Bishop's CornerWesley
And Eastern Christianity
By Bishop Timothy W. Whitaker
The Christian
community around the globe consists of four major traditions: Orthodox,
Roman Catholic, Protestant and Pentecostal. The second largest group of
Christians in the world is the Orthodox. Orthodox Christians are
distinctive in that they preserve the tradition of Eastern Christianity.
During the last century there has been an
increasing awareness that the theology and spirituality of John and
Charles Wesley were strikingly similar to the theology and
spirituality in the Eastern Orthodox tradition. Scholars still debate
about how familiar the Wesleys were with Orthodox writings, but they
do agree that there is a remarkable similarity in the viewpoint of
both the Wesleys and the Orthodox.
In order to better understand the Wesleyan
tradition we should become more knowledgeable about the tradition of
Eastern Orthodoxy. Fortunately there is a new book that provides an
informed discussion about the fascinating similarity between the views
of the Wesleys and the views of major teachers in Eastern Orthodoxy.
The book is “Orthodox and Wesleyan Spirituality” by S. T.
Kimbrough Jr., Editor (Crestwood, New York: St. Vladimir’s Seminary
Press, 2002). It contains 14 articles by both Wesleyan and Orthodox
scholars on the common themes in both traditions.
In both traditions salvation is understood
as a dynamic process whereby through the grace of God in Jesus Christ
we are being restored to our true nature as creatures made in the
image of God through becoming perfect in love for God and neighbor.
For example, compare the following quotations from John Wesley and the
fourth century Eastern Father of the Church, Gregory of Nyssa.
John Wesley: “Having this hope, that
they shall see God as he is, they purify themselves ever as he is
pure, and are holy, as he that has called them is holy, in all manner
of conversation. Not that they have already attained all that they
shall attain, either are already (in this sense) perfect. But they
daily go on from strength to strength; beholding now, as in a glass,
the glory of the Lord, they are changed into the same image, from
glory to glory, by the Spirit of the Lord.”

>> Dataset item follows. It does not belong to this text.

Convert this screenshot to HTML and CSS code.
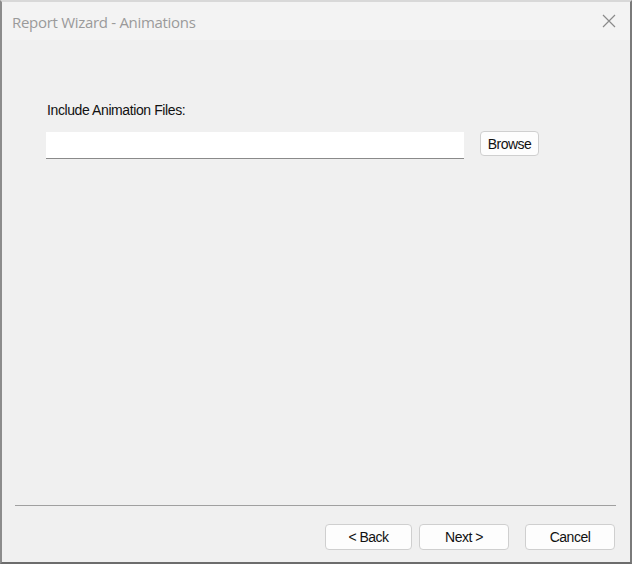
FILE: index.html
```html
<!DOCTYPE html>
<html>
<head>
<meta charset="utf-8">
<link rel="stylesheet" href="styles.css">
</head>
<body>
<div class="window">
  <div class="titlebar">
    <span class="title">Report Wizard - Animations</span>
    <svg class="close" width="14" height="14" viewBox="0 0 14 14"><path d="M1 1L13 13M13 1L1 13" stroke="#8a8a8a" stroke-width="1.2" fill="none"/></svg>
  </div>
  <div class="content">
    <div class="main">
      <div class="label">Include Animation Files:</div>
      <div class="row">
        <div class="input"></div>
        <button class="btn browse">Browse</button>
      </div>
    </div>
    <div class="sep"></div>
    <div class="footer">
      <button class="btn nav">&lt; Back</button>
      <button class="btn nav next">Next &gt;</button>
      <button class="btn nav cancel">Cancel</button>
    </div>
  </div>
</div>
</body>
</html>
```

FILE: styles.css
```css
html, body {
  margin: 0;
  padding: 0;
  background: #f0f0f0;
}
.window {
  width: 632px;
  height: 564px;
  box-sizing: border-box;
  border-left: 2px solid #8c8c8c;
  border-right: 2px solid #7a7a7a;
  border-bottom: 2px solid #6c6c6c;
  border-top: 2px solid #d8d8d8;
  display: flex;
  flex-direction: column;
  background: #f0f0f0;
  font-family: "Liberation Sans", Arial, sans-serif;
}
.titlebar {
  height: 38px;
  flex: none;
  background: #f3f3f3;
  display: flex;
  align-items: center;
  justify-content: space-between;
  padding: 0 14px 0 10px;
}
.title {
  font-family: "Open Sans", sans-serif;
  font-size: 15px;
  color: #9a9a9a;
  letter-spacing: -0.3px;
  margin-top: 1px;
}
.close {
  display: block;
}
.content {
  flex: 1;
  display: flex;
  flex-direction: column;
}
.main {
  flex: 1;
  padding: 62px 0 0 44px;
}
.label {
  font-size: 14px;
  color: #111;
  letter-spacing: -0.4px;
  height: 16px;
  line-height: 16px;
  padding-left: 1px;
}
.row {
  display: flex;
  align-items: flex-start;
  margin-top: 14px;
}
.input {
  width: 418px;
  height: 26px;
  background: #fff;
  border-bottom: 1px solid #8a8a8a;
}
.btn {
  font-family: "Liberation Sans", Arial, sans-serif;
  font-size: 14px;
  letter-spacing: -0.5px;
  color: #111;
  background: #fdfdfd;
  border: 1px solid #cfcfcf;
  border-radius: 4px;
  box-sizing: border-box;
  padding: 0;
  margin: 0;
}
.browse {
  width: 59px;
  height: 25px;
  margin-left: 16px;
  margin-top: -1px;
}
.sep {
  height: 1px;
  background: #a0a0a0;
  margin: 0 14px 0 13px;
  flex: none;
}
.footer {
  height: 56px;
  flex: none;
  display: flex;
  align-items: flex-start;
  padding: 18px 15px 0 0;
  justify-content: flex-end;
  box-sizing: border-box;
}
.nav {
  width: 87px;
  height: 26px;
}
.next {
  width: 90px;
  margin-left: 7px;
}
.cancel {
  width: 90px;
  margin-left: 16px;
}
```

Gregory of Nyssa: “Changing in
everything for the better, let him exchange glory for glory, becoming
greater through daily increase, ever perfecting himself, and never
arriving too quickly at the limit of perfection. For this is truly
perfection: never to stop growing toward what is better and never
placing any limit on perfection.”
As one who has spent much of my adult life
reading both the Wesleys and the Eastern teachers, I have become
convinced that one of the creative contributions of the Wesleys is
that they introduced into Western Christianity some of the major
emphases of Eastern Christianity. Some of the emphases of John Wesley,
such as his stress upon Christians going on to perfection in love of
God and neighbor, have been controversial among Western Protestants,
but what may seem controversial in Western thought is commonplace in
Eastern thought.
In order to better understand the Wesleyan
tradition, and, incidentally, to nurture an ecumenical unity between
United Methodists and the Orthodox, we should look more closely at the
comparisons between Wesleyan teaching and Orthodox teaching. “Orthodox
and Wesleyan Spirituality” is the place to begin.